*GIVEN DATA*.
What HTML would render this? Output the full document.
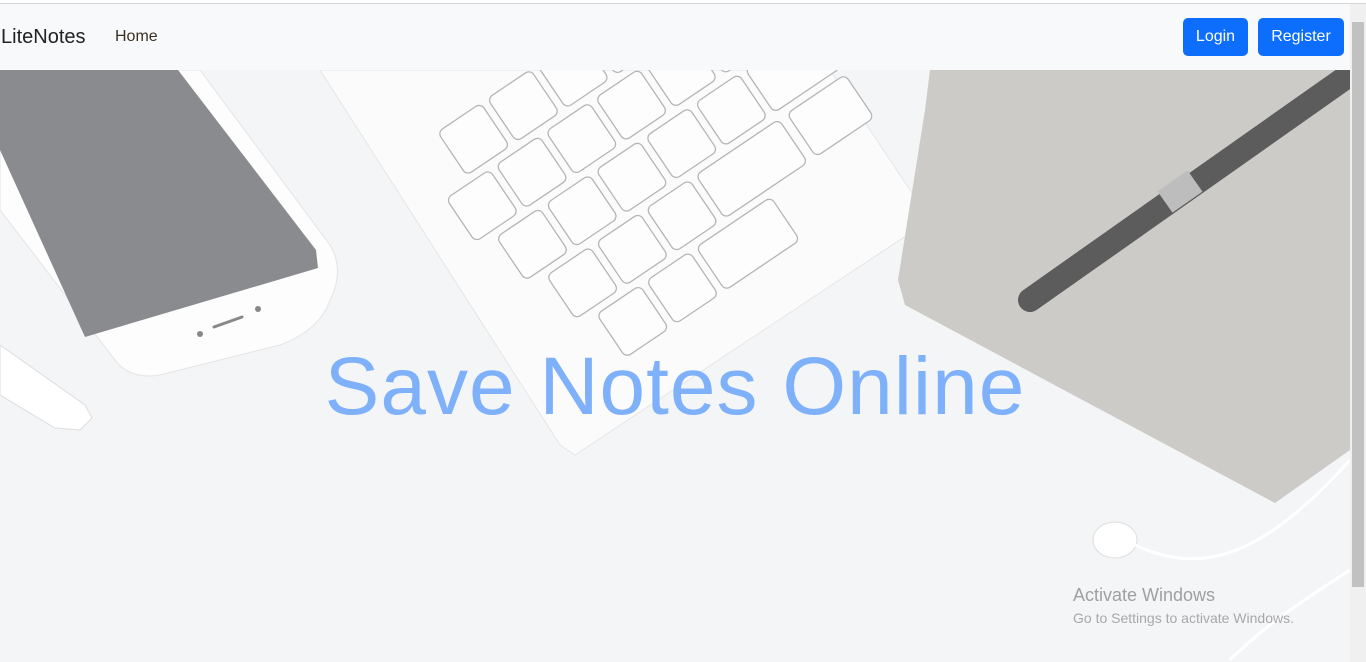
<!DOCTYPE html>
<html><head><meta charset="utf-8"><style>
html,body{margin:0;padding:0;width:1366px;height:662px;overflow:hidden;background:#f4f5f7;font-family:"Liberation Sans",sans-serif}
.top{position:absolute;left:0;top:0;width:1366px;height:3px;background:#fff;border-bottom:1px solid #d8d8d8}
nav{position:absolute;left:0;top:4px;width:1350px;height:66px;background:#f8f9fa}
.brand{position:absolute;left:1px;top:22px;font-size:20px;color:#222}
.home{position:absolute;left:115px;top:24px;font-size:16px;color:#3a3020}
.btn{position:absolute;top:14px;height:38px;background:#0d6efd;color:#fff;border-radius:5px;font-size:16px;line-height:38px;text-align:center}
.sb{position:absolute;left:1350px;top:4px;width:16px;height:658px;background:#f0f0f0}
.thumb{position:absolute;left:1352px;top:22px;width:12px;height:565px;background:#c1c1c1}
h1{position:absolute;left:0;width:1350px;top:340px;margin:0;text-align:center;font-weight:normal;font-size:82px;color:#7fb1fb;letter-spacing:1px}
.aw{position:absolute;left:1073px;top:585px;color:#a0a0a0;font-size:18px}
.aw2{position:absolute;left:1073px;top:610px;color:#a8a8a8;font-size:14px}
</style></head><body>
<svg style="position:absolute;left:0;top:70px" width="1350" height="592" viewBox="0 70 1350 592">
<rect x="0" y="70" width="1350" height="592" fill="#f4f5f7"/>
<polygon points="0,345 85,405 92,418 80,430 55,428 0,395" fill="#fff" stroke="#ddd"/>
<path d="M0,70 L200,70 L330,245 Q345,270 330,300 Q320,330 280,345 L160,375 Q130,380 115,360 L0,210 Z" fill="#fdfdfd" stroke="#e4e4e4"/>
<polygon points="0,70 178,70 316,250 318,268 85,337 0,150" fill="#8a8b8f"/>
<circle cx="200" cy="334" r="3" fill="#888"/><circle cx="258" cy="309" r="3" fill="#888"/>
<line x1="214" y1="327" x2="242" y2="317" stroke="#888" stroke-width="3" stroke-linecap="round"/>
<polygon points="320,70 830,70 930,220 575,455 560,445" fill="#fbfbfb" stroke="#e6e6e6"/>
<g transform="translate(710,250) rotate(-34)" fill="#fdfdfd" stroke="#b5b5b5" stroke-width="1.3">
<rect x="-160" y="-250" width="52" height="52" rx="6"/><rect x="-100" y="-250" width="52" height="52" rx="6"/><rect x="-40" y="-250" width="52" height="52" rx="6"/><rect x="20" y="-250" width="52" height="52" rx="6"/><rect x="80" y="-250" width="52" height="52" rx="6"/><rect x="140" y="-250" width="52" height="52" rx="6"/>
<rect x="-190" y="-190" width="52" height="52" rx="6"/><rect x="-130" y="-190" width="52" height="52" rx="6"/><rect x="-70" y="-190" width="52" height="52" rx="6"/><rect x="-10" y="-190" width="52" height="52" rx="6"/><rect x="50" y="-190" width="52" height="52" rx="6"/><rect x="110" y="-190" width="52" height="52" rx="6"/><rect x="170" y="-190" width="52" height="52" rx="6"/>
<rect x="-170" y="-130" width="52" height="52" rx="6"/><rect x="-110" y="-130" width="52" height="52" rx="6"/><rect x="-50" y="-130" width="52" height="52" rx="6"/><rect x="10" y="-130" width="52" height="52" rx="6"/><rect x="70" y="-130" width="52" height="52" rx="6"/><rect x="130" y="-130" width="80" height="52" rx="6"/>
<rect x="-150" y="-70" width="52" height="52" rx="6"/><rect x="-90" y="-70" width="52" height="52" rx="6"/><rect x="-30" y="-70" width="52" height="52" rx="6"/><rect x="30" y="-70" width="100" height="52" rx="6"/><rect x="140" y="-70" width="70" height="52" rx="6"/>
<rect x="-130" y="-10" width="52" height="52" rx="6"/><rect x="-70" y="-10" width="52" height="52" rx="6"/><rect x="-10" y="-10" width="90" height="52" rx="6"/>
</g>
<polygon points="930,70 1350,70 1350,450 1275,503 905,305 898,280 925,110" fill="#cdcbc8"/>
<line x1="1030" y1="300" x2="1345" y2="78" stroke="#5c5c5c" stroke-width="24" stroke-linecap="round"/>
<line x1="1165" y1="202" x2="1195" y2="181" stroke="#bdbdbd" stroke-width="26"/>
<ellipse cx="1115" cy="540" rx="22" ry="18" fill="#fff" stroke="#ddd"/>
<path d="M1135,545 C1200,575 1260,560 1350,460" fill="none" stroke="#fff" stroke-width="3"/>
<path d="M1230,660 C1270,620 1320,590 1350,570" fill="none" stroke="#fff" stroke-width="3"/>
</svg>
<div class="top"></div>
<nav><div class="brand">LiteNotes</div><div class="home">Home</div>
<div class="btn" style="left:1183px;width:65px">Login</div>
<div class="btn" style="left:1258px;width:86px">Register</div></nav>
<h1>Save Notes Online</h1>
<div class="aw">Activate Windows</div>
<div class="aw2">Go to Settings to activate Windows.</div>
<div class="sb"></div><div class="thumb"></div>
</body></html>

*TASK DESCRIPTION*.
Restate the whole listing above exactly, please, omitting every image.

*COMPLETE OUTPUT*.
What HTML would render this? Output the full document.
<!DOCTYPE html>
<html><head><meta charset="utf-8"><style>
html,body{margin:0;padding:0;width:1366px;height:662px;overflow:hidden;background:#f4f5f7;font-family:"Liberation Sans",sans-serif}
.top{position:absolute;left:0;top:0;width:1366px;height:3px;background:#fff;border-bottom:1px solid #d8d8d8}
nav{position:absolute;left:0;top:4px;width:1350px;height:66px;background:#f8f9fa}
.brand{position:absolute;left:1px;top:22px;font-size:20px;color:#222}
.home{position:absolute;left:115px;top:24px;font-size:16px;color:#3a3020}
.btn{position:absolute;top:14px;height:38px;background:#0d6efd;color:#fff;border-radius:5px;font-size:16px;line-height:38px;text-align:center}
.sb{position:absolute;left:1350px;top:4px;width:16px;height:658px;background:#f0f0f0}
.thumb{position:absolute;left:1352px;top:22px;width:12px;height:565px;background:#c1c1c1}
h1{position:absolute;left:0;width:1350px;top:340px;margin:0;text-align:center;font-weight:normal;font-size:82px;color:#7fb1fb;letter-spacing:1px}
.aw{position:absolute;left:1073px;top:585px;color:#a0a0a0;font-size:18px}
.aw2{position:absolute;left:1073px;top:610px;color:#a8a8a8;font-size:14px}
</style></head><body>
<svg style="position:absolute;left:0;top:70px" width="1350" height="592" viewBox="0 70 1350 592">
<rect x="0" y="70" width="1350" height="592" fill="#f4f5f7"/>
<polygon points="0,345 85,405 92,418 80,430 55,428 0,395" fill="#fff" stroke="#ddd"/>
<path d="M0,70 L200,70 L330,245 Q345,270 330,300 Q320,330 280,345 L160,375 Q130,380 115,360 L0,210 Z" fill="#fdfdfd" stroke="#e4e4e4"/>
<polygon points="0,70 178,70 316,250 318,268 85,337 0,150" fill="#8a8b8f"/>
<circle cx="200" cy="334" r="3" fill="#888"/><circle cx="258" cy="309" r="3" fill="#888"/>
<line x1="214" y1="327" x2="242" y2="317" stroke="#888" stroke-width="3" stroke-linecap="round"/>
<polygon points="320,70 830,70 930,220 575,455 560,445" fill="#fbfbfb" stroke="#e6e6e6"/>
<g transform="translate(710,250) rotate(-34)" fill="#fdfdfd" stroke="#b5b5b5" stroke-width="1.3">
<rect x="-160" y="-250" width="52" height="52" rx="6"/><rect x="-100" y="-250" width="52" height="52" rx="6"/><rect x="-40" y="-250" width="52" height="52" rx="6"/><rect x="20" y="-250" width="52" height="52" rx="6"/><rect x="80" y="-250" width="52" height="52" rx="6"/><rect x="140" y="-250" width="52" height="52" rx="6"/>
<rect x="-190" y="-190" width="52" height="52" rx="6"/><rect x="-130" y="-190" width="52" height="52" rx="6"/><rect x="-70" y="-190" width="52" height="52" rx="6"/><rect x="-10" y="-190" width="52" height="52" rx="6"/><rect x="50" y="-190" width="52" height="52" rx="6"/><rect x="110" y="-190" width="52" height="52" rx="6"/><rect x="170" y="-190" width="52" height="52" rx="6"/>
<rect x="-170" y="-130" width="52" height="52" rx="6"/><rect x="-110" y="-130" width="52" height="52" rx="6"/><rect x="-50" y="-130" width="52" height="52" rx="6"/><rect x="10" y="-130" width="52" height="52" rx="6"/><rect x="70" y="-130" width="52" height="52" rx="6"/><rect x="130" y="-130" width="80" height="52" rx="6"/>
<rect x="-150" y="-70" width="52" height="52" rx="6"/><rect x="-90" y="-70" width="52" height="52" rx="6"/><rect x="-30" y="-70" width="52" height="52" rx="6"/><rect x="30" y="-70" width="100" height="52" rx="6"/><rect x="140" y="-70" width="70" height="52" rx="6"/>
<rect x="-130" y="-10" width="52" height="52" rx="6"/><rect x="-70" y="-10" width="52" height="52" rx="6"/><rect x="-10" y="-10" width="90" height="52" rx="6"/>
</g>
<polygon points="930,70 1350,70 1350,450 1275,503 905,305 898,280 925,110" fill="#cdcbc8"/>
<line x1="1030" y1="300" x2="1345" y2="78" stroke="#5c5c5c" stroke-width="24" stroke-linecap="round"/>
<line x1="1165" y1="202" x2="1195" y2="181" stroke="#bdbdbd" stroke-width="26"/>
<ellipse cx="1115" cy="540" rx="22" ry="18" fill="#fff" stroke="#ddd"/>
<path d="M1135,545 C1200,575 1260,560 1350,460" fill="none" stroke="#fff" stroke-width="3"/>
<path d="M1230,660 C1270,620 1320,590 1350,570" fill="none" stroke="#fff" stroke-width="3"/>
</svg>
<div class="top"></div>
<nav><div class="brand">LiteNotes</div><div class="home">Home</div>
<div class="btn" style="left:1183px;width:65px">Login</div>
<div class="btn" style="left:1258px;width:86px">Register</div></nav>
<h1>Save Notes Online</h1>
<div class="aw">Activate Windows</div>
<div class="aw2">Go to Settings to activate Windows.</div>
<div class="sb"></div><div class="thumb"></div>
</body></html>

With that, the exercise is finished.